Nucléaire iranien : après de fausses alertes, un accord enfin ?

Entre levée des derniers obstacles et libération de deux Irano-Britanniques, les signaux positifs se multiplient dans les négociations sur le nucléaire iranien même si la prudence reste de mise dans un contexte géopolitique tendu. 

«C’est bien parti», avance un diplomate occidental, tandis qu’une autre source espère une conclusion «cette semaine» dans un dossier où les échéances ont rarement été respectées.

Début mars, on évoquait déjà l’imminence d’un accord. Mais vendredi, les pourparlers, qui visent à redonner vie au pacte de 2015 destiné à empêcher Téhéran de se doter de la bombe atomique, étaient abruptement suspendus et le négociateur iranien Ali Baghéri repartait bredouille. 

En cause, des demandes de garanties par la Russie que les sanctions la visant à cause de la guerre en Ukraine ne concernent pas sa coopération avec Téhéran. 

Initialement, la requête ne portait que sur le domaine nucléaire et paraissait «raisonnable», mais elle avait ensuite été élargie, se heurtant au refus des Américains, avait expliqué une source proche de l’UE, coordinatrice des discussions.

Finalement, une visite à Moscou du chef de la diplomatie iranienne a permis de débloquer les choses, la Russie disant avoir reçu les garanties nécessaires.

«Il est maintenant clair que la manœuvre tactique de la Russie, qui a tenté de se servir de l’accord pour faire une brèche dans le régime de sanctions occidentales liées à l’Ukraine, n’a pas fonctionné», commente pour l’AFP Ali Vaez, expert de l’organisation de prévention des conflits International Crisis Group.

Deux «sujets» à régler

Autre lueur d’espoir, deux Irano-Britanniques condamnés en Iran à la prison pour des accusations qu’ils ont toujours niées ont été libérés mercredi.

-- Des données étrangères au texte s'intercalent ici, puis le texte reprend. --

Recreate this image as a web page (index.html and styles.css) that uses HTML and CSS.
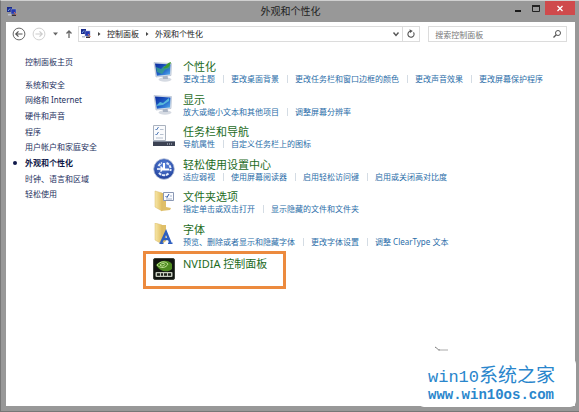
FILE: index.html
```html
<!DOCTYPE html>
<html lang="zh-CN">
<head>
<meta charset="utf-8">
<title>外观和个性化</title>
<link rel="stylesheet" href="styles.css">
</head>
<body>
<svg class="defs" width="0" height="0" aria-hidden="true">
  <defs>
    <linearGradient id="screen" x1="0" y1="0" x2="1" y2="1">
      <stop offset="0" stop-color="#0c2a9c"/><stop offset=".55" stop-color="#1f5fc8"/><stop offset="1" stop-color="#58b4ee"/>
    </linearGradient>
    <linearGradient id="folder" x1="0" y1="0" x2="1" y2="0">
      <stop offset="0" stop-color="#f7e7a8"/><stop offset="1" stop-color="#e2bf62"/>
    </linearGradient>
    <radialGradient id="ball" cx=".5" cy=".35" r=".7">
      <stop offset="0" stop-color="#5c86dc"/><stop offset="1" stop-color="#1b3a96"/>
    </radialGradient>
    <symbol id="panel" viewBox="0 0 10 10">
      <rect x="0" y="0" width="5" height="5" fill="#1a2a8c"/>
      <path d="M1 4L3 1.500" stroke="#7fb0ee" fill="none"/>
      <rect x="4" y="2" width="5" height="5" fill="#2438b0" stroke="#9aa6c8" stroke-width=".5"/>
      <path d="M1 7h3v1.500H1z" fill="#b8bfd0"/>
      <path d="M5 7.500h4v1.500H5z" fill="#3a3038"/>
      <path d="M7 5l2.500 3" stroke="#d8744a" fill="none"/>
    </symbol>
    <symbol id="monitor" viewBox="0 0 22 22">
      <ellipse cx="12" cy="19.500" rx="6.500" ry="2.200" fill="#d5dae2"/>
      <path d="M9.500 15.500l5-.8.500 4.300h-5z" fill="#aab4c4"/>
      <path d="M1 2.500L18.500 3.500 18 15.500 3 17z" fill="#d9e2ee" stroke="#a9b6c8" stroke-width=".6"/>
      <path d="M2 3.500L17.500 4.500 17 14.500 3.800 15.700z" fill="url(#screen)"/>
    </symbol>
  </defs>
</svg>
<div class="window">
  <header class="titlebar">
    <svg class="app-icon" viewBox="0 0 10 10" aria-hidden="true"><use href="#panel"/></svg>
    <h1 class="caption">外观和个性化</h1>
    <div class="controls">
      <button class="control" aria-label="最小化"><svg viewBox="0 0 10 10"><path d="M2 8h6" stroke="#1a1a1a" stroke-width="2"/></svg></button>
      <button class="control" aria-label="最大化"><svg viewBox="0 0 10 10"><path d="M1.500 3v5.500h7V3" fill="none" stroke="#222"/><path d="M1 3h8" stroke="#222" stroke-width="2"/></svg></button>
      <button class="control close" aria-label="关闭"><svg viewBox="0 0 10 10"><path d="M2.500 3l5 5M7.500 3l-5 5" stroke="#fff" stroke-width="1.300"/></svg></button>
    </div>
  </header>
  <div class="client">
    <nav class="toolbar" aria-label="导航">
      <button class="nav" aria-label="后退"><svg viewBox="0 0 14 14"><circle cx="7" cy="7" r="5.900" fill="#fff" stroke="#686868"/><path d="M10.500 7H4M6.500 4.300L3.800 7l2.700 2.700" fill="none" stroke="#555" stroke-width="1.200"/></svg></button>
      <button class="nav" aria-label="前进"><svg viewBox="0 0 14 14"><circle cx="7" cy="7" r="5.900" fill="#fff" stroke="#d2d2d2"/><path d="M3.500 7H10M7.500 4.300L10.200 7l-2.700 2.700" fill="none" stroke="#ccc" stroke-width="1.200"/></svg></button>
      <button class="nav recent" aria-label="最近位置"><svg viewBox="0 0 8 14"><path d="M1 5.500h5L3.500 8.500z" fill="#666"/></svg></button>
      <button class="nav up" aria-label="上移"><svg viewBox="0 0 14 14"><path d="M7 11V4M4.500 6.500L7 4l2.500 2.500" fill="none" stroke="#666" stroke-width="1.300"/></svg></button>
      <div class="address">
        <svg class="app-icon" viewBox="0 0 10 10" aria-hidden="true"><use href="#panel"/></svg>
        <svg class="chevron" viewBox="0 0 4 6" aria-hidden="true"><path d="M1 1l2.500 2L1 5z" fill="#444"/></svg>
        <a class="crumb" href="#">控制面板</a>
        <svg class="chevron" viewBox="0 0 4 6" aria-hidden="true"><path d="M1 1l2.500 2L1 5z" fill="#444"/></svg>
        <a class="crumb" href="#">外观和个性化</a>
        <button class="address-button history" aria-label="历史记录"><svg viewBox="0 0 10 10"><path d="M2.500 3.500L5 6.500l2.500-3" fill="none" stroke="#555" stroke-width="1.400"/></svg></button>
        <button class="address-button refresh" aria-label="刷新"><svg viewBox="0 0 10 10"><path d="M7.500 3.300A3.100 3.100 0 1 1 4 2.200" fill="none" stroke="#555" stroke-width="1.100"/><path d="M3.500.3L6.800 2 4 4z" fill="#555"/></svg></button>
      </div>
      <div class="search">
        <input class="search-input" type="search" placeholder="搜索控制面板" aria-label="搜索控制面板">
        <svg class="search-icon" viewBox="0 0 10 10" aria-hidden="true"><circle cx="6" cy="4" r="2.500" fill="none" stroke="#555"/><path d="M4.200 5.800L1.500 8.500" stroke="#555" stroke-width="1.300"/></svg>
      </div>
    </nav>
    <div class="body">
      <aside class="sidebar">
        <a class="home" href="#">控制面板主页</a>
        <ul class="categories">
          <li><a href="#">系统和安全</a></li>
          <li><a href="#">网络和 Internet</a></li>
          <li><a href="#">硬件和声音</a></li>
          <li><a href="#">程序</a></li>
          <li><a href="#">用户帐户和家庭安全</a></li>
          <li class="current"><a href="#" aria-current="page">外观和个性化</a></li>
          <li><a href="#">时钟、语言和区域</a></li>
          <li><a href="#">轻松使用</a></li>
        </ul>
      </aside>
      <main class="main">
        <div class="items">
          <section class="item">
            <svg class="icon" viewBox="0 0 22 22" aria-hidden="true"><use href="#monitor"/><path d="M3 7l5 2 3-3 6-1v3l-5 2-3 4-5-2z" fill="#37a08c" opacity=".8"/><path d="M10 8c3-1 3-5 8-6-1 4-3 7-8 6z" fill="#3f9a31"/></svg>
            <div><h2><a href="#">个性化</a></h2>
            <ul class="tasks"><li><a href="#">更改主题</a></li><li><a href="#">更改桌面背景</a></li><li><a href="#">更改任务栏和窗口边框的颜色</a></li><li><a href="#">更改声音效果</a></li><li><a href="#">更改屏幕保护程序</a></li></ul></div>
          </section>
          <section class="item">
            <svg class="icon" viewBox="0 0 22 22" aria-hidden="true"><use href="#monitor"/><path d="M3 13l4-4 3 1 6-5v3l-6 4z" fill="#62c7dd" opacity=".85"/></svg>
            <div><h2><a href="#">显示</a></h2>
            <ul class="tasks"><li><a href="#">放大或缩小文本和其他项目</a></li><li><a href="#">调整屏幕分辨率</a></li></ul></div>
          </section>
          <section class="item">
            <svg class="icon" viewBox="0 0 22 22" aria-hidden="true"><path d="M.5.500h12v15H.500z" fill="#fafbfd" stroke="#aab2be"/><path d="M2.500 4l1 1 2-3M2.500 9l1 1 2-3" fill="none" stroke="#4d77b5"/><path d="M7 4.500h3.500M7 9.500h3.500M3 13h7" stroke="#b7c1cf"/><path d="M0 16h22v5H0z" fill="#3c4253"/><path d="M0 16h22v1H0z" fill="#80899a"/><path d="M14 19h1m1 0h1m1 0h1" stroke="#c6cede"/></svg>
            <div><h2><a href="#">任务栏和导航</a></h2>
            <ul class="tasks"><li><a href="#">导航属性</a></li><li><a href="#">自定义任务栏上的图标</a></li></ul></div>
          </section>
          <section class="item">
            <svg class="icon" viewBox="0 0 22 22" aria-hidden="true"><circle cx="11" cy="11" r="10.300" fill="url(#ball)" stroke="#aebbd6" stroke-width=".8"/><path d="M5.500 8A6.500 6.500 0 0 1 9 5M13.500 5a6.500 6.500 0 0 1 3.800 8M15.500 15.500a6.500 6.500 0 0 1-9.500-.7" fill="none" stroke="#e6eefc" stroke-width="2" stroke-dasharray="3 .7"/><path d="M11 5v6.500h5" fill="none" stroke="#fff" stroke-width="2"/><path d="M4 11h6l-2.500-2.500M10 11l-2.500 2.500" fill="none" stroke="#fff" stroke-width="1.500"/></svg>
            <div><h2><a href="#">轻松使用设置中心</a></h2>
            <ul class="tasks"><li><a href="#">适应弱视</a></li><li><a href="#">使用屏幕阅读器</a></li><li><a href="#">启用轻松访问键</a></li><li><a href="#">启用或关闭高对比度</a></li></ul></div>
          </section>
          <section class="item">
            <svg class="icon" viewBox="0 0 22 22" aria-hidden="true"><path d="M7 3h6v14l5 1-1 2-9 1z" fill="#dfbf69"/><path d="M2 1l7 2v18l-7-4z" fill="url(#folder)" stroke="#d8ba66" stroke-width=".5"/><path d="M10.500 2.500h10v8h-10z" fill="#fbfcff" stroke="#8b98b4"/><path d="M12.500 6l1.500 1.500L16 4" fill="none" stroke="#2e56a2"/><path d="M17 6h2M13 9h6" stroke="#a7b4cb"/></svg>
            <div><h2><a href="#">文件夹选项</a></h2>
            <ul class="tasks"><li><a href="#">指定单击或双击打开</a></li><li><a href="#">显示隐藏的文件和文件夹</a></li></ul></div>
          </section>
          <section class="item">
            <svg class="icon" viewBox="0 0 22 22" aria-hidden="true"><path d="M7 2h6v16l-4 3z" fill="#dfbf69"/><path d="M2 0l7 2v19l-7-4z" fill="url(#folder)" stroke="#d8ba66" stroke-width=".5"/><path d="M8 20l5-11 4.500 11M10 16h6" fill="none" stroke="#2e5fc0" stroke-width="2.400"/><path d="M6.500 20.300h4m4.500 0h4.500" stroke="#2e5fc0" stroke-width="1.400"/></svg>
            <div><h2><a href="#">字体</a></h2>
            <ul class="tasks"><li><a href="#">预览、删除或者显示和隐藏字体</a></li><li><a href="#">更改字体设置</a></li><li><a href="#">调整 ClearType 文本</a></li></ul></div>
          </section>
        </div>
        <section class="item highlighted">
          <svg class="icon" viewBox="0 0 22 22" aria-hidden="true"><rect x=".5" y=".5" width="21" height="21" rx="1.500" fill="#101410" stroke="#3b4039"/><path d="M3 7c4-5 12-6 16-1v5c-4 4-12 3-16-4z" fill="#4e8a20"/><path d="M4 7c4-4 8-4 11-1-2 4-7 5-11 1zM7 7c2-2 4-2 5-.5-1 2-4 2-5 .5z" fill="none" stroke="#c7e69d" stroke-width=".9"/><rect x="2.500" y="14" width="17" height="5" rx="1" fill="#c4cabc"/><path d="M4 16.500h3m1 0h2m1 0h3m1 0h3" stroke="#1c221a" stroke-width="2.500"/></svg>
          <h2><a href="#">NVIDIA 控制面板</a></h2>
        </section>
      </main>
    </div>
  </div>
</div>
<div class="watermark">
  <svg class="mark" viewBox="0 0 16 6" aria-hidden="true"><path d="M1 1c2 1 3 3 5 3" fill="none" stroke="#777"/><path d="M4 4h10" stroke="#aaa"/></svg>
  <div class="plate">
    <p class="site-name"><span class="latin">win10</span>系统之家</p>
    <p class="site-url">www.win10os.com</p>
  </div>
</div>
</body>
</html>
```
FILE: styles.css
```css
* {
  box-sizing: border-box;
}

body {
  margin: 0;
  font: 8px/12px "Noto Sans", "Noto Sans CJK SC", sans-serif;
  color: #222;
}

h1,
h2,
p,
ul {
  margin: 0;
  padding: 0;
  font-weight: 400;
}

ul {
  list-style: none;
}

a {
  color: inherit;
  text-decoration: none;
}

button {
  display: grid;
  place-items: center;
  padding: 0;
  border: 0;
  background: none;
}

svg {
  display: block;
}

.defs {
  position: absolute;
}

.window {
  display: flex;
  flex-direction: column;
  min-height: 100vh;
  padding: 0 4px 5px 5px;
  background: #989898;
  border-top: 1px solid #d0d0d0;
  border-left: 1px solid #777;
  border-bottom: 1px solid #777;
}

.titlebar {
  display: grid;
  grid-template-columns: 1fr auto 1fr;
  align-items: center;
  height: 21px;
}

.app-icon {
  width: 10px;
  height: 10px;
  flex: none;
}

.titlebar .app-icon {
  margin-left: 1px;
}

.caption {
  font-size: 10px;
  line-height: 16px;
  padding-bottom: 2px;
}

.controls {
  display: flex;
  justify-content: flex-end;
  align-self: start;
}

.control {
  width: 18px;
  height: 14px;
}

.control svg {
  width: 10px;
  height: 10px;
}

.close {
  width: 30px;
  background: #cf4a4c;
}

.client {
  flex: 1;
  background: #fff;
}

.toolbar {
  display: flex;
  align-items: center;
  padding: 4px 8px 0 6px;
}

.nav {
  width: 14px;
  margin-right: 6px;
}

.nav svg {
  height: 14px;
}

.nav.recent {
  width: 8px;
  margin-right: 2px;
}

.nav.up {
  margin-right: 2px;
}

.address,
.search {
  display: flex;
  align-items: center;
  height: 16px;
  border: 1px solid #dcdcdc;
}

.address {
  flex: 1;
  margin-right: 8px;
  padding-left: 2px;
}

.chevron {
  width: 4px;
  height: 6px;
  margin: 0 6px;
}

.crumb {
  color: #222;
}

.address-button {
  width: 17px;
  height: 14px;
}

.address-button svg {
  width: 10px;
  height: 10px;
}

.history {
  width: 12px;
  margin-left: auto;
}

.refresh {
  border-left: 1px solid #dcdcdc;
}

.search {
  flex: none;
  width: 25%;
  padding: 0 4px 0 6px;
}

.search-input {
  flex: 1;
  width: 0;
  min-width: 0;
  height: 14px;
  padding: 0;
  border: 0;
  outline: 0;
  background: none;
  font: inherit;
}

.search-input::placeholder {
  color: #777;
}

.search-icon {
  width: 10px;
  height: 10px;
}

.body {
  display: flex;
  padding-top: 14px;
}

.sidebar {
  width: 137px;
  flex: none;
  padding-left: 19px;
  color: #24305e;
}

.home {
  display: block;
}

.categories {
  display: grid;
  grid-auto-rows: 1fr;
  align-items: center;
  min-height: 125px;
  margin-top: 9px;
}

.current {
  position: relative;
  font-weight: 700;
  color: #10194a;
}

.current::before {
  content: "";
  position: absolute;
  top: 4px;
  left: -12px;
  width: 4px;
  height: 4px;
  border-radius: 50%;
  background: #10194a;
}

.main {
  flex: 1;
  min-width: 0;
}

.items {
  display: grid;
  grid-auto-rows: 1fr;
  min-height: 195px;
  padding-left: 10px;
}

.item {
  display: flex;
  gap: 8px;
}

.icon {
  width: 22px;
  height: 22px;
  flex: none;
  margin-top: 4px;
}

.item h2 {
  font-size: 11px;
  line-height: 14px;
  margin-top: 4px;
  color: #1d6b1d;
}

.tasks {
  display: flex;
  line-height: 10px;
  color: #2a6da8;
  white-space: nowrap;
}

.tasks li + li::before {
  content: "";
  display: inline-block;
  width: 1px;
  height: 8px;
  margin: 0 7px 0 8px;
  background: #d4dce4;
  vertical-align: -1px;
}

.highlighted {
  width: 143px;
  height: 38px;
  padding: 0 7px;
  border: 3px solid #ec8a3e;
}

.highlighted h2 {
  margin-top: 3px;
}

.watermark {
  position: absolute;
  right: 3px;
  bottom: 5px;
  width: 158px;
  color: #2a86cc;
}

.mark {
  width: 16px;
  height: 6px;
  margin-left: 16px;
}

.plate {
  margin-top: 6px;
  padding: 6px 0 5px 10px;
  border-radius: 6px;
  background: #fff;
}

.site-name {
  font: 19px/20px "Noto Sans CJK SC", sans-serif;
  white-space: nowrap;
}

.latin {
  font-family: "Liberation Mono", monospace;
  font-size: 17px;
}

.site-url {
  font: 700 14px/14px "Liberation Mono", monospace;
}
```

«C’est un autre élément suggérant que les discussions», qui ont démarré en avril 2021 dans la capitale autrichienne, «touchent au but», estime dans une note Henry Rome, chez Eurasia Group.

Alors que l’Iran retient une dizaine de détenteurs de passeports occidentaux, le sort des quatre «otages» américains est aussi dans la balance. L’émissaire américain Robert Malley a promis qu’ils ne seraient pas oubliés.

Selon l’UE, l’essentiel du texte est prêt et «on en est au stade des notes de bas de page».

Téhéran assure de son côté qu’il ne reste plus que «deux sujets» à régler avec les États-Unis qui avaient quitté en 2018 l’accord et rétabli les sanctions, sous la présidence de Donald Trump. En réaction, la République islamique s’est progressivement affranchie des limites imposées à son programme nucléaire.

Le but des pourparlers, entre l’Iran d’un côté, de l’autre la Chine, la Russie, la France, le Royaume-Uni, l’Allemagne et indirectement les États-Unis, est donc de faire revenir les deux parties à leurs engagements respectifs.

«Éviter une autre crise majeure»

Mais Téhéran craint que Washington ne renie une nouvelle fois sa parole une fois le président Joe Biden parti. 

Son ministre des Affaires étrangères, Hossein Amir-Abdollahian, a de nouveau insisté mercredi sur cette question d’une «garantie économique» qui protègerait le pays de sanctions internationales si l’histoire devait se répéter. 

L’autre point de contentieux porte sur les Gardiens de la Révolution, armée idéologique dont l’Iran demande le retrait de la liste noire, d’après une source proche du dossier.

Pour M. Rome, «ces différends ne devraient pas s’avérer insurmontables», car «les États-Unis comme l’Iran veulent un accord». 

Les négociateurs ne peuvent se permettre «d’échouer maintenant», veut également croire M. Vaez. «Trop de temps, d’énergie et de capital politique ont été investis, et les alternatives sont bien moins séduisantes», dit-il.

«Un nouveau coup de théâtre» n’est pas exclu, préviennent toutefois experts et diplomates, insistant sur «l’urgence». 

«Chaque heure qui passe accroit le risque que le conflit en Ukraine ne vienne compliquer les discussions» tant il bouleverse l’ordre géopolitique, souligne Daryl Kimball, directeur exécutif de l’Arms Control Association, interrogé par l’AFP.

Or, au vu du développement du programme nucléaire iranien, qui enrichit désormais l’uranium à un taux de 60 %, proche des 90 % nécessaires à la confection d’une bombe, «une restauration rapide du pacte de 2015 est essentielle pour éviter une autre crise majeure», ajoute-t-il.

Mercredi, l’Agence internationale de l’énergie atomique (AIEA), gendarme onusien du nucléaire, a émis un rapport donnant de nouveaux détails sur ces avancées techniques, qui se sont poursuivies au moment même où s’intensifiaient les pourparlers à Vienne.